Produce an exact transcription of the listing below, omitting the pictures.

******************************

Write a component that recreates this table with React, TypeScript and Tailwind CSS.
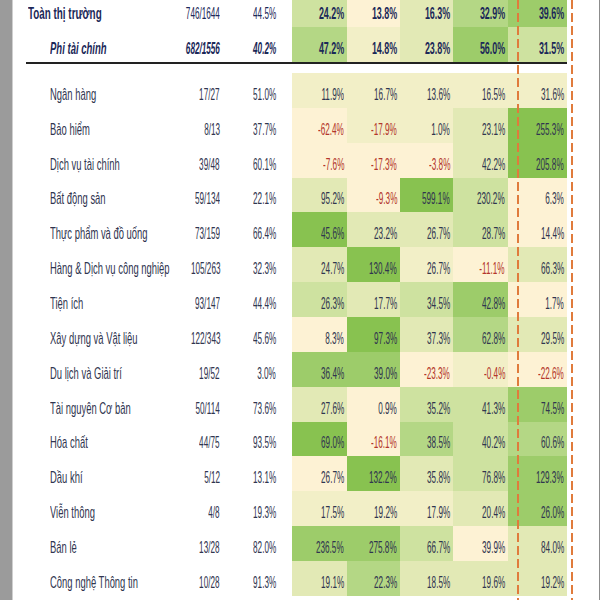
import React from "react";

// green heat-map shades, lightest to darkest
const shade = [
  "bg-[#fdf2d4]",
  "bg-[#f2efc7]",
  "bg-[#e2e9b5]",
  "bg-[#cee2a0]",
  "bg-[#b4d785]",
  "bg-[#9dcc6a]",
  "bg-[#88c250]",
];

type Cell = [string, number];
type Row = { name: string; count: string; pct: string; cells: Cell[] };

const cols = "grid grid-cols-[167px_40px_56px_16px_55px_53px_53px_55px_59px]";

const rows: Row[] = [
  { name: "Ngân hàng", count: "17/27", pct: "51.0%", cells: [["11.9%", 1], ["16.7%", 1], ["13.6%", 1], ["16.5%", 1], ["31.6%", 1]] },
  { name: "Bảo hiểm", count: "8/13", pct: "37.7%", cells: [["-62.4%", 0], ["-17.9%", 1], ["1.0%", 1], ["23.1%", 2], ["255.3%", 6]] },
  { name: "Dịch vụ tài chính", count: "39/48", pct: "60.1%", cells: [["-7.6%", 0], ["-17.3%", 0], ["-3.8%", 0], ["42.2%", 2], ["205.8%", 6]] },
  { name: "Bất động sản", count: "59/134", pct: "22.1%", cells: [["95.2%", 2], ["-9.3%", 0], ["599.1%", 6], ["230.2%", 3], ["6.3%", 0]] },
  { name: "Thực phẩm và đồ uống", count: "73/159", pct: "66.4%", cells: [["45.6%", 6], ["23.2%", 2], ["26.7%", 2], ["28.7%", 3], ["14.4%", 0]] },
  { name: "Hàng & Dịch vụ công nghiệp", count: "105/263", pct: "32.3%", cells: [["24.7%", 2], ["130.4%", 6], ["26.7%", 1], ["-11.1%", 0], ["66.3%", 2]] },
  { name: "Tiện ích", count: "93/147", pct: "44.4%", cells: [["26.3%", 3], ["17.7%", 2], ["34.5%", 3], ["42.8%", 5], ["1.7%", 0]] },
  { name: "Xây dựng và Vật liệu", count: "122/343", pct: "45.6%", cells: [["8.3%", 0], ["97.3%", 6], ["37.3%", 2], ["62.8%", 4], ["29.5%", 2]] },
  { name: "Du lịch và Giải trí", count: "19/52", pct: "3.0%", cells: [["36.4%", 5], ["39.0%", 5], ["-23.3%", 0], ["-0.4%", 1], ["-22.6%", 0]] },
  { name: "Tài nguyên Cơ bản", count: "50/114", pct: "73.6%", cells: [["27.6%", 2], ["0.9%", 0], ["35.2%", 3], ["41.3%", 3], ["74.5%", 5]] },
  { name: "Hóa chất", count: "44/75", pct: "93.5%", cells: [["69.0%", 6], ["-16.1%", 0], ["38.5%", 4], ["40.2%", 3], ["60.6%", 4]] },
  { name: "Dầu khí", count: "5/12", pct: "13.1%", cells: [["26.7%", 0], ["132.2%", 6], ["35.8%", 2], ["76.8%", 3], ["129.3%", 5]] },
  { name: "Viễn thông", count: "4/8", pct: "19.3%", cells: [["17.5%", 1], ["19.2%", 1], ["17.9%", 1], ["20.4%", 2], ["26.0%", 5]] },
  { name: "Bán lẻ", count: "13/28", pct: "82.0%", cells: [["236.5%", 5], ["275.8%", 5], ["66.7%", 3], ["39.9%", 0], ["84.0%", 2]] },
  { name: "Công nghệ Thông tin", count: "10/28", pct: "91.3%", cells: [["19.1%", 2], ["22.3%", 4], ["18.5%", 2], ["19.6%", 2], ["19.2%", 2]] },
];

// Excel-style: text sits on the bottom of each cell
const cellBase = "flex items-end pb-[5px] whitespace-nowrap";

function Num({ children, className = "" }: { children: React.ReactNode; className?: string }) {
  return (
    <div className={`${cellBase} justify-end`}>
      <span className={`inline-block origin-right scale-x-[0.48] leading-[16px] ${className}`}>{children}</span>
    </div>
  );
}

function HeaderRow({ name, count, pct, cells, italic }: Row & { italic?: boolean }) {
  return (
    <div className={`${cols} h-[35px] text-[#1b2858]`}>
      <div className={`${cellBase} ${italic ? "pl-[37px]" : "pl-[15px]"}`}>
        <span
          className={`inline-block origin-left leading-[16px] text-[17px] font-bold ${
            italic ? "italic scale-x-[0.56]" : "scale-x-[0.58]"
          }`}
        >
          {name}
        </span>
      </div>
      <Num className={`text-[17px] ${italic ? "italic font-semibold" : ""}`}>{count}</Num>
      <Num className={`text-[17px] ${italic ? "italic font-semibold" : ""}`}>{pct}</Num>
      <div />
      {cells.map(([v, l], i) => (
        <div key={i} className={`${cellBase} justify-end pr-[3px] ${shade[l]}`}>
          <span className="inline-block origin-right scale-x-[0.525] leading-[16px] text-[17px] font-bold">{v}</span>
        </div>
      ))}
    </div>
  );
}

function SectorRow({ row }: { row: Row }) {
  return (
    <div className={`${cols} h-[34.86px] text-[17px] text-[#30354f]`}>
      <div className={`${cellBase} pl-[37px]`}>
        <span className="inline-block origin-left scale-x-[0.555] leading-[16px]">{row.name}</span>
      </div>
      <Num>{row.count}</Num>
      <Num>{row.pct}</Num>
      <div />
      {row.cells.map(([v, l], i) => (
        <div key={i} className={`${cellBase} justify-end pr-[3px] ${shade[l]}`}>
          <span
            className={`inline-block origin-right scale-x-[0.48] leading-[16px] ${
              v.startsWith("-") ? "text-[#b3362a]" : ""
            }`}
          >
            {v}
          </span>
        </div>
      ))}
    </div>
  );
}

export default function App() {
  return (
    <div
      className="flex h-[600px] w-[600px] overflow-hidden bg-white"
      style={{ fontFamily: '"Liberation Sans", Arial, sans-serif' }}
    >
      <div className="w-[12px] shrink-0 bg-[#9b9b9b]" />
      <div className="w-[1px] shrink-0 bg-[#cfcfcf]" />

      <div className="relative flex-1">
        <div className="-mt-[8px]">
          <HeaderRow
            name="Toàn thị trường"
            count="746/1644"
            pct="44.5%"
            cells={[["24.2%", 3], ["13.8%", 0], ["16.3%", 2], ["32.9%", 4], ["39.6%", 5]]}
          />
          <HeaderRow
            italic
            name="Phi tài chính"
            count="682/1556"
            pct="40.2%"
            cells={[["47.2%", 4], ["14.8%", 1], ["23.8%", 2], ["56.0%", 5], ["31.5%", 3]]}
          />
          <div className="ml-[13px] h-[2px] w-[541px] bg-[#222]" />
          <div className="h-[9px]" />
          {rows.map((r) => (
            <SectorRow key={r.name} row={r} />
          ))}
        </div>

        {/* dashed orange guides */}
        <div className="absolute top-0 bottom-0 left-[504px] w-[2px] bg-[repeating-linear-gradient(to_bottom,#e07b3c_0_9px,transparent_9px_13px)]" />
        <div className="absolute top-0 bottom-0 left-[558px] w-[2px] bg-[repeating-linear-gradient(to_bottom,#e07b3c_0_9px,transparent_9px_13px)]" />
      </div>

      <div className="w-[1px] shrink-0 bg-[#8c8c8c]" />
    </div>
  );
}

******************************

**WRITTEN SOLUTION**
Write a component that recreates this table with React, TypeScript and Tailwind CSS.
import React from "react";

// green heat-map shades, lightest to darkest
const shade = [
  "bg-[#fdf2d4]",
  "bg-[#f2efc7]",
  "bg-[#e2e9b5]",
  "bg-[#cee2a0]",
  "bg-[#b4d785]",
  "bg-[#9dcc6a]",
  "bg-[#88c250]",
];

type Cell = [string, number];
type Row = { name: string; count: string; pct: string; cells: Cell[] };

const cols = "grid grid-cols-[167px_40px_56px_16px_55px_53px_53px_55px_59px]";

const rows: Row[] = [
  { name: "Ngân hàng", count: "17/27", pct: "51.0%", cells: [["11.9%", 1], ["16.7%", 1], ["13.6%", 1], ["16.5%", 1], ["31.6%", 1]] },
  { name: "Bảo hiểm", count: "8/13", pct: "37.7%", cells: [["-62.4%", 0], ["-17.9%", 1], ["1.0%", 1], ["23.1%", 2], ["255.3%", 6]] },
  { name: "Dịch vụ tài chính", count: "39/48", pct: "60.1%", cells: [["-7.6%", 0], ["-17.3%", 0], ["-3.8%", 0], ["42.2%", 2], ["205.8%", 6]] },
  { name: "Bất động sản", count: "59/134", pct: "22.1%", cells: [["95.2%", 2], ["-9.3%", 0], ["599.1%", 6], ["230.2%", 3], ["6.3%", 0]] },
  { name: "Thực phẩm và đồ uống", count: "73/159", pct: "66.4%", cells: [["45.6%", 6], ["23.2%", 2], ["26.7%", 2], ["28.7%", 3], ["14.4%", 0]] },
  { name: "Hàng & Dịch vụ công nghiệp", count: "105/263", pct: "32.3%", cells: [["24.7%", 2], ["130.4%", 6], ["26.7%", 1], ["-11.1%", 0], ["66.3%", 2]] },
  { name: "Tiện ích", count: "93/147", pct: "44.4%", cells: [["26.3%", 3], ["17.7%", 2], ["34.5%", 3], ["42.8%", 5], ["1.7%", 0]] },
  { name: "Xây dựng và Vật liệu", count: "122/343", pct: "45.6%", cells: [["8.3%", 0], ["97.3%", 6], ["37.3%", 2], ["62.8%", 4], ["29.5%", 2]] },
  { name: "Du lịch và Giải trí", count: "19/52", pct: "3.0%", cells: [["36.4%", 5], ["39.0%", 5], ["-23.3%", 0], ["-0.4%", 1], ["-22.6%", 0]] },
  { name: "Tài nguyên Cơ bản", count: "50/114", pct: "73.6%", cells: [["27.6%", 2], ["0.9%", 0], ["35.2%", 3], ["41.3%", 3], ["74.5%", 5]] },
  { name: "Hóa chất", count: "44/75", pct: "93.5%", cells: [["69.0%", 6], ["-16.1%", 0], ["38.5%", 4], ["40.2%", 3], ["60.6%", 4]] },
  { name: "Dầu khí", count: "5/12", pct: "13.1%", cells: [["26.7%", 0], ["132.2%", 6], ["35.8%", 2], ["76.8%", 3], ["129.3%", 5]] },
  { name: "Viễn thông", count: "4/8", pct: "19.3%", cells: [["17.5%", 1], ["19.2%", 1], ["17.9%", 1], ["20.4%", 2], ["26.0%", 5]] },
  { name: "Bán lẻ", count: "13/28", pct: "82.0%", cells: [["236.5%", 5], ["275.8%", 5], ["66.7%", 3], ["39.9%", 0], ["84.0%", 2]] },
  { name: "Công nghệ Thông tin", count: "10/28", pct: "91.3%", cells: [["19.1%", 2], ["22.3%", 4], ["18.5%", 2], ["19.6%", 2], ["19.2%", 2]] },
];

// Excel-style: text sits on the bottom of each cell
const cellBase = "flex items-end pb-[5px] whitespace-nowrap";

function Num({ children, className = "" }: { children: React.ReactNode; className?: string }) {
  return (
    <div className={`${cellBase} justify-end`}>
      <span className={`inline-block origin-right scale-x-[0.48] leading-[16px] ${className}`}>{children}</span>
    </div>
  );
}

function HeaderRow({ name, count, pct, cells, italic }: Row & { italic?: boolean }) {
  return (
    <div className={`${cols} h-[35px] text-[#1b2858]`}>
      <div className={`${cellBase} ${italic ? "pl-[37px]" : "pl-[15px]"}`}>
        <span
          className={`inline-block origin-left leading-[16px] text-[17px] font-bold ${
            italic ? "italic scale-x-[0.56]" : "scale-x-[0.58]"
          }`}
        >
          {name}
        </span>
      </div>
      <Num className={`text-[17px] ${italic ? "italic font-semibold" : ""}`}>{count}</Num>
      <Num className={`text-[17px] ${italic ? "italic font-semibold" : ""}`}>{pct}</Num>
      <div />
      {cells.map(([v, l], i) => (
        <div key={i} className={`${cellBase} justify-end pr-[3px] ${shade[l]}`}>
          <span className="inline-block origin-right scale-x-[0.525] leading-[16px] text-[17px] font-bold">{v}</span>
        </div>
      ))}
    </div>
  );
}

function SectorRow({ row }: { row: Row }) {
  return (
    <div className={`${cols} h-[34.86px] text-[17px] text-[#30354f]`}>
      <div className={`${cellBase} pl-[37px]`}>
        <span className="inline-block origin-left scale-x-[0.555] leading-[16px]">{row.name}</span>
      </div>
      <Num>{row.count}</Num>
      <Num>{row.pct}</Num>
      <div />
      {row.cells.map(([v, l], i) => (
        <div key={i} className={`${cellBase} justify-end pr-[3px] ${shade[l]}`}>
          <span
            className={`inline-block origin-right scale-x-[0.48] leading-[16px] ${
              v.startsWith("-") ? "text-[#b3362a]" : ""
            }`}
          >
            {v}
          </span>
        </div>
      ))}
    </div>
  );
}

export default function App() {
  return (
    <div
      className="flex h-[600px] w-[600px] overflow-hidden bg-white"
      style={{ fontFamily: '"Liberation Sans", Arial, sans-serif' }}
    >
      <div className="w-[12px] shrink-0 bg-[#9b9b9b]" />
      <div className="w-[1px] shrink-0 bg-[#cfcfcf]" />

      <div className="relative flex-1">
        <div className="-mt-[8px]">
          <HeaderRow
            name="Toàn thị trường"
            count="746/1644"
            pct="44.5%"
            cells={[["24.2%", 3], ["13.8%", 0], ["16.3%", 2], ["32.9%", 4], ["39.6%", 5]]}
          />
          <HeaderRow
            italic
            name="Phi tài chính"
            count="682/1556"
            pct="40.2%"
            cells={[["47.2%", 4], ["14.8%", 1], ["23.8%", 2], ["56.0%", 5], ["31.5%", 3]]}
          />
          <div className="ml-[13px] h-[2px] w-[541px] bg-[#222]" />
          <div className="h-[9px]" />
          {rows.map((r) => (
            <SectorRow key={r.name} row={r} />
          ))}
        </div>

        {/* dashed orange guides */}
        <div className="absolute top-0 bottom-0 left-[504px] w-[2px] bg-[repeating-linear-gradient(to_bottom,#e07b3c_0_9px,transparent_9px_13px)]" />
        <div className="absolute top-0 bottom-0 left-[558px] w-[2px] bg-[repeating-linear-gradient(to_bottom,#e07b3c_0_9px,transparent_9px_13px)]" />
      </div>

      <div className="w-[1px] shrink-0 bg-[#8c8c8c]" />
    </div>
  );
}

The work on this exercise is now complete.